Large fund managers may take a holistic approach to margin requirements through a single centralized process which takes into account all of the margin requirements for all collateralized transactions. By contrast, smaller ones might still be relying on a siloed process based on business line, or even using spreadsheets.
Whatever collateral management system is used for TBAs, testing is a good idea before the rule comes into effect. The goal is to reduce the potential for errors — either missing a margin call or over-collateralizing a transaction.
“It’s time for fund managers to set up a firedrill if they haven’t done so already,” recommends Mary Kopczynski, founder of 8of9, a New York-based regulatory technology solutions firm. “Take your last month of TBA trades and figure out which ones have triggered the need to collect collateral. Then calculate the margin call for each scenario and make certain your figures match those of the broker-dealer.”
Of course, setting up a firedrill presumes that fund managers have already completed testing the functionality of their collateral management system. If they don’t have one, they will need to set up a back-up plan — likely manual processing.
Legal and operational work aside, investment managers trading TBAs will have some client handholding to do. “Not every fund has been paying attention to FINRA Rule 4210. Some might feel upset or blindsighted when a margin call is made,” explains Kopczynski.
“Client management teams must be prepared to explain Rule 4210,” she adds, “and arm each fund with a basic understanding of how margin will be calculated and what will happen if a request must be made for an extension to the five-day deadline.”
Compliance and risk specialists also caution that investment managers will need to be aware of the ramifications of FINRA Rule 4210 far beyond meeting margin requirements. Best execution obligations will also be affected.
“Because TBA transactions will now have to be collateralized, fund managers will need to incorporate the cost of the collateral requirements into their decision-making process as to whether to retain or eliminate a brokerage relationship,” says Joanna Fields, principal at Aplomb Strategies, a New York-based consultancy specializing in regulatory compliance. “If they decide to reduce the number of brokerage relationships, they will have to document why they are concentrating their transactions with fewer brokers.
Such a change, cautions Fields, could also impact calculations of counterparty risk and liquidity risk. “Risk managers and portfolio managers will need to create new models for risk metrics to incorporate the collateralization of TBAs,” says Fields.
The obvious easy solution– adding more executing brokers– could reduce the need to post either initial or variation margin. However, doing so isn’t always practical. Investment managers would have far more administrative work to do to keeping track of of TBA transactions with more broker-dealers.
Yet another solution that some investment managers are already considering: transferring their TBA execution business to a non-FINRA member broker-dealer, such as a bank. “Fund managers will have an easy time convincing their client funds that they can switch to trading with a non-FINRA counterparty,” says George Bollenbacher, a partner at Capital Markets Advisors Group, a New York based firm specializing in risk management and regulatory compliance.

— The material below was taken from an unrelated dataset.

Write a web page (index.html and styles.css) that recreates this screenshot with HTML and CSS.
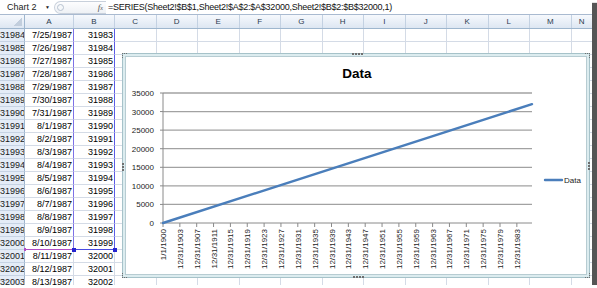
FILE: index.html
```html
<!DOCTYPE html>
<html>
<head>
<meta charset="utf-8">
<link rel="stylesheet" href="styles.css">
</head>
<body>
<div class="app">
  <div class="fbar">
    <div class="namebox"><span class="name">Chart 2</span><span class="dd">▼</span></div>
    <div class="fxbtn"><span class="knob"></span><span class="fx"><i>f</i><span class="fxx">x</span></span></div>
    <div class="formula">=SERIES(Sheet2!$B$1,Sheet2!$A$2:$A$32000,Sheet2!$B$2:$B$32000,1)</div>
  </div>
  <div class="colhdr">
    <div class="corner"><span class="tri"></span></div>
    <div class="ch ca">A</div>
    <div class="ch cb">B</div>
    <div class="ch">C</div>
    <div class="ch">D</div>
    <div class="ch">E</div>
    <div class="ch">F</div>
    <div class="ch">G</div>
    <div class="ch">H</div>
    <div class="ch">I</div>
    <div class="ch">J</div>
    <div class="ch">K</div>
    <div class="ch">L</div>
    <div class="ch">M</div>
    <div class="ch clast">N</div>
  </div>
  <div class="sheet">
    <div class="row in"><div class="rh">31984</div><div class="c a">7/25/1987</div><div class="c b">31983</div><div class="rest"></div></div>
    <div class="row in"><div class="rh">31985</div><div class="c a">7/26/1987</div><div class="c b">31984</div><div class="rest"></div></div>
    <div class="row in"><div class="rh">31986</div><div class="c a">7/27/1987</div><div class="c b">31985</div><div class="rest"></div></div>
    <div class="row in"><div class="rh">31987</div><div class="c a">7/28/1987</div><div class="c b">31986</div><div class="rest"></div></div>
    <div class="row in"><div class="rh">31988</div><div class="c a">7/29/1987</div><div class="c b">31987</div><div class="rest"></div></div>
    <div class="row in"><div class="rh">31989</div><div class="c a">7/30/1987</div><div class="c b">31988</div><div class="rest"></div></div>
    <div class="row in"><div class="rh">31990</div><div class="c a">7/31/1987</div><div class="c b">31989</div><div class="rest"></div></div>
    <div class="row in"><div class="rh">31991</div><div class="c a">8/1/1987</div><div class="c b">31990</div><div class="rest"></div></div>
    <div class="row in"><div class="rh">31992</div><div class="c a">8/2/1987</div><div class="c b">31991</div><div class="rest"></div></div>
    <div class="row in"><div class="rh">31993</div><div class="c a">8/3/1987</div><div class="c b">31992</div><div class="rest"></div></div>
    <div class="row in"><div class="rh">31994</div><div class="c a">8/4/1987</div><div class="c b">31993</div><div class="rest"></div></div>
    <div class="row in"><div class="rh">31995</div><div class="c a">8/5/1987</div><div class="c b">31994</div><div class="rest"></div></div>
    <div class="row in"><div class="rh">31996</div><div class="c a">8/6/1987</div><div class="c b">31995</div><div class="rest"></div></div>
    <div class="row in"><div class="rh">31997</div><div class="c a">8/7/1987</div><div class="c b">31996</div><div class="rest"></div></div>
    <div class="row in"><div class="rh">31998</div><div class="c a">8/8/1987</div><div class="c b">31997</div><div class="rest"></div></div>
    <div class="row in"><div class="rh">31999</div><div class="c a">8/9/1987</div><div class="c b">31998</div><div class="rest"></div></div>
    <div class="row in last"><div class="rh">32000</div><div class="c a">8/10/1987<span class="hd"></span><span class="hd hl"></span></div><div class="c b">31999<span class="hd"></span></div><div class="rest"></div></div>
    <div class="row"><div class="rh">32001</div><div class="c a">8/11/1987</div><div class="c b">32000</div><div class="rest"></div></div>
    <div class="row"><div class="rh">32002</div><div class="c a">8/12/1987</div><div class="c b">32001</div><div class="rest"></div></div>
    <div class="row"><div class="rh">32003</div><div class="c a">8/13/1987</div><div class="c b">32002</div><div class="rest"></div></div>
  </div>

  <div class="chart">
    <div class="plot">
      <svg width="460" height="217" viewBox="0 0 460 217">
        <text class="title" x="231" y="21" text-anchor="middle">Data</text>
        <g class="grid">
          <line x1="37" y1="36" x2="406" y2="36"/>
          <line x1="37" y1="54.57" x2="406" y2="54.57"/>
          <line x1="37" y1="73.14" x2="406" y2="73.14"/>
          <line x1="37" y1="91.71" x2="406" y2="91.71"/>
          <line x1="37" y1="110.29" x2="406" y2="110.29"/>
          <line x1="37" y1="128.86" x2="406" y2="128.86"/>
          <line x1="37" y1="147.43" x2="406" y2="147.43"/>
        </g>
        <g class="axis">
          <line x1="37" y1="36" x2="37" y2="166"/>
          <line x1="37" y1="166" x2="406" y2="166"/>
          <line x1="34" y1="36" x2="37" y2="36"/>
          <line x1="34" y1="54.57" x2="37" y2="54.57"/>
          <line x1="34" y1="73.14" x2="37" y2="73.14"/>
          <line x1="34" y1="91.71" x2="37" y2="91.71"/>
          <line x1="34" y1="110.29" x2="37" y2="110.29"/>
          <line x1="34" y1="128.86" x2="37" y2="128.86"/>
          <line x1="34" y1="147.43" x2="37" y2="147.43"/>
          <line x1="34" y1="166" x2="37" y2="166"/>
          <line x1="37" y1="166" x2="37" y2="170"/>
          <line x1="53.85" y1="166" x2="53.85" y2="170"/>
          <line x1="70.7" y1="166" x2="70.7" y2="170"/>
          <line x1="87.55" y1="166" x2="87.55" y2="170"/>
          <line x1="104.4" y1="166" x2="104.4" y2="170"/>
          <line x1="121.25" y1="166" x2="121.25" y2="170"/>
          <line x1="138.1" y1="166" x2="138.1" y2="170"/>
          <line x1="154.95" y1="166" x2="154.95" y2="170"/>
          <line x1="171.8" y1="166" x2="171.8" y2="170"/>
          <line x1="188.65" y1="166" x2="188.65" y2="170"/>
          <line x1="205.5" y1="166" x2="205.5" y2="170"/>
          <line x1="222.35" y1="166" x2="222.35" y2="170"/>
          <line x1="239.2" y1="166" x2="239.2" y2="170"/>
          <line x1="256.05" y1="166" x2="256.05" y2="170"/>
          <line x1="272.9" y1="166" x2="272.9" y2="170"/>
          <line x1="289.75" y1="166" x2="289.75" y2="170"/>
          <line x1="306.6" y1="166" x2="306.6" y2="170"/>
          <line x1="323.45" y1="166" x2="323.45" y2="170"/>
          <line x1="340.3" y1="166" x2="340.3" y2="170"/>
          <line x1="357.15" y1="166" x2="357.15" y2="170"/>
          <line x1="374" y1="166" x2="374" y2="170"/>
          <line x1="390.85" y1="166" x2="390.85" y2="170"/>
        </g>
        <g class="ylab" text-anchor="end">
          <text x="28" y="39">35000</text>
          <text x="28" y="57.6">30000</text>
          <text x="28" y="76.1">25000</text>
          <text x="28" y="94.7">20000</text>
          <text x="28" y="113.3">15000</text>
          <text x="28" y="131.9">10000</text>
          <text x="28" y="150.4">5000</text>
          <text x="28" y="169">0</text>
        </g>
        <g class="xlab" text-anchor="end">
          <text transform="translate(40,172) rotate(-90)">1/1/1900</text>
          <text transform="translate(56.85,172) rotate(-90)">12/31/1903</text>
          <text transform="translate(73.7,172) rotate(-90)">12/31/1907</text>
          <text transform="translate(90.55,172) rotate(-90)">12/31/1911</text>
          <text transform="translate(107.4,172) rotate(-90)">12/31/1915</text>
          <text transform="translate(124.25,172) rotate(-90)">12/31/1919</text>
          <text transform="translate(141.1,172) rotate(-90)">12/31/1923</text>
          <text transform="translate(157.95,172) rotate(-90)">12/31/1927</text>
          <text transform="translate(174.8,172) rotate(-90)">12/31/1931</text>
          <text transform="translate(191.65,172) rotate(-90)">12/31/1935</text>
          <text transform="translate(208.5,172) rotate(-90)">12/31/1939</text>
          <text transform="translate(225.35,172) rotate(-90)">12/31/1943</text>
          <text transform="translate(242.2,172) rotate(-90)">12/31/1947</text>
          <text transform="translate(259.05,172) rotate(-90)">12/31/1951</text>
          <text transform="translate(275.9,172) rotate(-90)">12/31/1955</text>
          <text transform="translate(292.75,172) rotate(-90)">12/31/1959</text>
          <text transform="translate(309.6,172) rotate(-90)">12/31/1963</text>
          <text transform="translate(326.45,172) rotate(-90)">12/31/1967</text>
          <text transform="translate(343.3,172) rotate(-90)">12/31/1971</text>
          <text transform="translate(360.15,172) rotate(-90)">12/31/1975</text>
          <text transform="translate(377,172) rotate(-90)">12/31/1979</text>
          <text transform="translate(393.85,172) rotate(-90)">12/31/1983</text>
        </g>
        <line class="series" x1="37" y1="166" x2="406" y2="47.15"/>
        <line class="series" x1="419" y1="123" x2="436" y2="123"/>
        <text class="legend" x="438" y="126">Data</text>
      </svg>
    </div>
    <span class="hdl htop"></span>
    <span class="hdl hbot"></span>
    <span class="hdl hleft"></span>
    <span class="hdl hright"></span>
    <span class="crn ctl"></span>
    <span class="crn ctr"></span>
    <span class="crn cbl"></span>
    <span class="crn cbr"></span>
  </div>
</div>
</body>
</html>
```
FILE: styles.css
```css
* { box-sizing: border-box; }
body {
  margin: 0;
  background: #fff;
  font-family: "Liberation Sans", Arial, sans-serif;
}
.app {
  position: relative;
  width: 592px;
  height: 285px;
  overflow: hidden;
  background: #fff;
  box-shadow: 5px 3px 1px #555;
}

/* formula bar */
.fbar {
  display: flex;
  align-items: center;
  height: 15px;
  border-bottom: 1px solid #a9bad0;
  background: #fff;
}
.namebox {
  width: 54px;
  display: flex;
  align-items: center;
  justify-content: space-between;
  padding: 0 4px 0 7px;
  font-size: 9px;
  color: #222;
}
.dd { font-size: 5px; color: #222; }
.fxbtn {
  width: 52px;
  height: 13px;
  border: 1px solid #c8d0db;
  border-right: 0;
  border-radius: 7px 0 0 7px;
  display: flex;
  align-items: center;
  justify-content: space-between;
  padding: 0 3px 0 2px;
  background: linear-gradient(#fdfdfe, #eef1f5);
}
.knob {
  width: 7px;
  height: 7px;
  border-radius: 50%;
  border: 1px solid #b7c2d0;
  background: #f6f8fa;
}
.fx {
  font-family: "Liberation Serif", serif;
  font-size: 9px;
  color: #555;
}
.fxx { font-size: 6px; font-style: italic; }
.formula {
  padding-left: 2px;
  font-size: 9px;
  letter-spacing: -0.25px;
  color: #111;
  white-space: nowrap;
}

/* column headers */
.colhdr {
  display: flex;
  height: 14px;
  background: linear-gradient(#f6f9fd, #dde6f2);
  border-bottom: 1px solid #9eb6ce;
}
.corner {
  flex: 0 0 25px;
  border-right: 1px solid #9eb6ce;
  display: flex;
  align-items: flex-end;
  justify-content: flex-end;
  padding: 0 2px 2px 0;
}
.tri {
  width: 9px;
  height: 9px;
  background: linear-gradient(135deg, transparent 50%, #c2cedd 50%);
}
.ch {
  flex: 0 0 41.5px;
  border-right: 1px solid #c3d1e2;
  display: flex;
  align-items: center;
  justify-content: center;
  font-size: 8px;
  color: #2b3a4f;
}
.ch.ca { flex-basis: 49px; }
.ch.cb { flex-basis: 41px; }
.ch.clast { flex: 1 1 auto; border-right: 0; }

/* rows */
.row {
  display: grid;
  grid-template-columns: 25px 49px 41px 1fr;
  height: 13px;
}
.rh {
  background: #e4ecf7;
  border-right: 1px solid #9eb6ce;
  border-bottom: 1px solid #c6d3e4;
  font-size: 9px;
  line-height: 12px;
  text-align: center;
  color: #1a1a1a;
  white-space: nowrap;
  overflow: hidden;
}
.c {
  position: relative;
  border-right: 1px solid #d4dbe6;
  border-bottom: 1px solid #d4dbe6;
  font-size: 9px;
  line-height: 12px;
  text-align: right;
  padding-right: 1px;
  color: #000;
  white-space: nowrap;
}
.rest {
  border-bottom: 1px solid #d4dbe6;
  background: repeating-linear-gradient(90deg, transparent 0 40.5px, #d4dbe6 40.5px 41.5px);
}
.in .a { border-right-color: #7d72e6; }
.in .b { border-right-color: #5b5be6; }
.last .a { border-bottom-color: #b24dc4; }
.last .b { border-bottom-color: #4a4ae0; }
.hd {
  position: absolute;
  right: -3px;
  bottom: -3px;
  width: 4px;
  height: 4px;
  background: #2424d0;
  z-index: 1;
}
.hd.hl {
  right: auto;
  left: -1px;
  bottom: -2px;
  width: 2px;
  height: 3px;
  background: #b24dc4;
}

/* chart */
.chart {
  position: absolute;
  left: 122px;
  top: 53px;
  width: 468px;
  height: 225px;
  border: 1px solid #a6c2c9;
  padding: 2px;
  background: #dcecef;
}
.plot {
  height: 100%;
  border: 1px solid #b7ccd2;
  background: #fff;
}
.plot svg { display: block; }
.title {
  font-family: "Liberation Sans", Arial, sans-serif;
  font-weight: bold;
  font-size: 13.5px;
  fill: #000;
}
.grid line { stroke: #a2a2a2; stroke-width: 1.3; }
.axis line { stroke: #8a8a8a; stroke-width: 1; }
.ylab text, .xlab text, .legend {
  font-family: "Liberation Sans", Arial, sans-serif;
  font-size: 8px;
  fill: #1c1c1c;
}
.series { stroke: #4a7ebb; stroke-width: 2.4; stroke-linecap: round; }

.hdl {
  position: absolute;
  background: repeating-linear-gradient(90deg, #6f6f6f 0 2px, transparent 2px 3px);
}
.htop { left: 229px; top: -1px; width: 11px; height: 2px; }
.hbot { left: 230px; bottom: -1px; width: 11px; height: 2px; }
.hleft, .hright {
  background: repeating-linear-gradient(180deg, #6f6f6f 0 2px, transparent 2px 3px);
  width: 2px;
  height: 9px;
  top: 109px;
}
.hleft { left: -1px; }
.hright { right: -1px; top: 108px; }
.crn {
  position: absolute;
  width: 5px;
  height: 5px;
  border: 0 dotted #6f6f6f;
}
.ctl { left: -1px; top: -1px; border-top-width: 1px; border-left-width: 1px; }
.ctr { right: -1px; top: -1px; border-top-width: 1px; border-right-width: 1px; }
.cbl { left: -1px; bottom: -1px; border-bottom-width: 1px; border-left-width: 1px; }
.cbr { right: -1px; bottom: -1px; border-bottom-width: 1px; border-right-width: 1px; }
```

“The fund manager will not only avoid having to address FINRA’s margin requirements, but might also end up with better execution pricing than the FINRA-member firm,” he says.
Why? It is virtually impossible to close out a position in a marginable transaction with anyone but the firm an investment manager has opened an account with. A FINRA member-firm dealer can take advantage of the fact it has a captive client when calculating the sell price.